I haven't been able to find a clear answer to this question, seek an answer from a professor or figure it out myself as I am not a mathematics expert. I used the nonlinear-optimization but I'm not sure this is specific enough, so I invite you to add more correct tags.
I have a specific problem, but I'll try to phrase it more generally: What are convex constraints?
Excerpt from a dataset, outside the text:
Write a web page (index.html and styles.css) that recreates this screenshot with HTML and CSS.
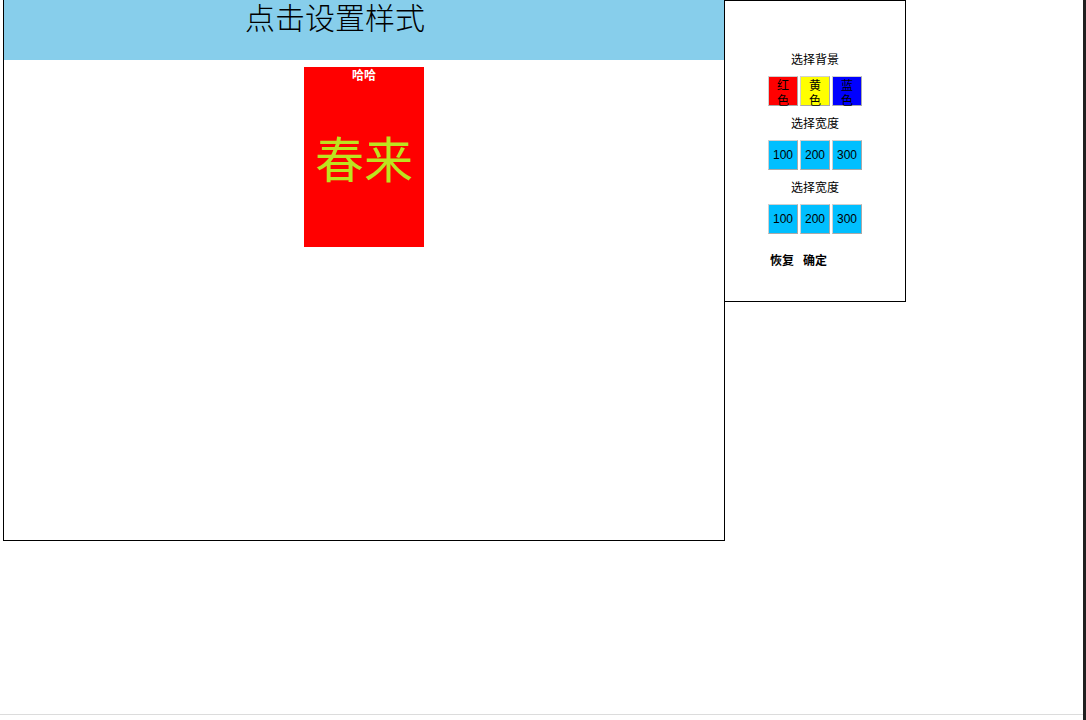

Here's the frame of my problem.
Consider a non-convex quadratic optimization problem, with the following cost function, where X is given:
$$\|\textbf{X} - \textbf{XCS}\|_F^2$$
subject to constraints $|\textbf{c}_j|_1 = 1\,\, \forall \,\, j \in \{0, ..., k\}$ and $|\textbf{s}_i|_1 = 1 \,\, \forall \,\, i \in \{0, ..., n\}$ and "all coefficients in $\textbf{C}$ and $\textbf{S}$ are positive". Furthermore, $\textbf{X} = [\textbf{x}_1, \textbf{x}_2, ..., \textbf{x}_n] \in \mathbb{R}^{m \times n}$, $\textbf{S} \in \mathbb{R}^{k \times n}$ and $\textbf{C} \in \mathbb{R}^{n \times k}$.
I can show that my problem is non-convex by showing that the Hessian is not positive semi-definite, but how do I show that my constraints are convex? What does it mean to the optimization problem that they are. What does it mean that they aren't?